Чезаре находился рядом с отцом, когда пришло известие, что Джованни по-прежнему не захватил крепость и что Монтефельтро ранен.
Он видел, как к лицу отца прилила кровь. Хорошо, что Чезаре был около Александра, а то взволнованный папа покачнулся и упал бы, если бы сын не бросился и не подхватил его.
Глядя на отца, лицо которого покрылось багровыми пятнами, а глаза налились кровью, Чезаре вдруг почувствовал страх перед будущим, если не будет Александра, чтобы защитить семью. Потом он понял, скольким он обязан этому человеку — человеку, всем известному своей силой и энергией, который, должно быть, был настоящим гением.
— Отец, — воскликнул Чезаре. — О мой любимый отец!
Папа открыл глаза и заметил тревогу сына.
— Дорогой мой, — сказал он, — не бойся, я еще с тобой.
Снова его исключительное жизнелюбие взяло верх. Александр словно не признавал свойственных преклонному возрасту недугов.
— Отец, — проговорил Чезаре, голос выдавал его страдания, — ты не заболел? Ты не вправе болеть.
— Помоги мне добраться до кресла, — ответил Александр. — Сюда! Вот так лучше. Это просто минутная слабость. Я вдруг почувствовал, как кровь быстрее побежала по моим венам, мне показалось, что голова моя раскалывается на части. Сейчас уже проходит. Это из-за новостей. В будущем мне придется следить за собой. Незачем пугаться того, что пока еще не произошло.
— Ты должен больше заботиться о себе, отец, — предостерег его Чезаре.
— О сын мой, не смотри печально. И все-таки я чувствую себя счастливым, видя, как ты заботишься обо мне.
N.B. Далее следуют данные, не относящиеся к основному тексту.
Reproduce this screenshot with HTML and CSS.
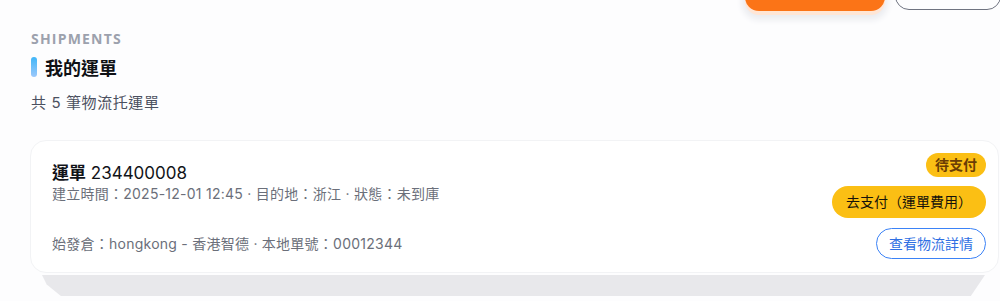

Александр прикрыл глаза и с улыбкой на лице откинулся на спинку кресла. Проницательный политик, намеренно закрывающий глаза на многое, когда дело касалось его собственной семьи, он позволил себе поверить, что Чезаре единственно из любви к нему так встревожился, а не потому, что понимал — он вместе со всеми близкими попадет в затруднительное положение, если с ними вдруг не станет папы, чтобы защитить их.
Чезаре стал умолять отца позволить пригласить врача; в конце концов Александр согласился несколько позже сделать это. Но способность папы восстанавливать свои физические силы была поразительной, и уже несколько часов спустя он размышлял, как помочь Джованни.
Увы, в конце концов даже Александру пришлось признать, что из Джованни не получилось воина, поскольку невозможно было отрицать неудачу герцога, когда к Орсини подоспела помощь из Франции, и они смогли атаковать противника.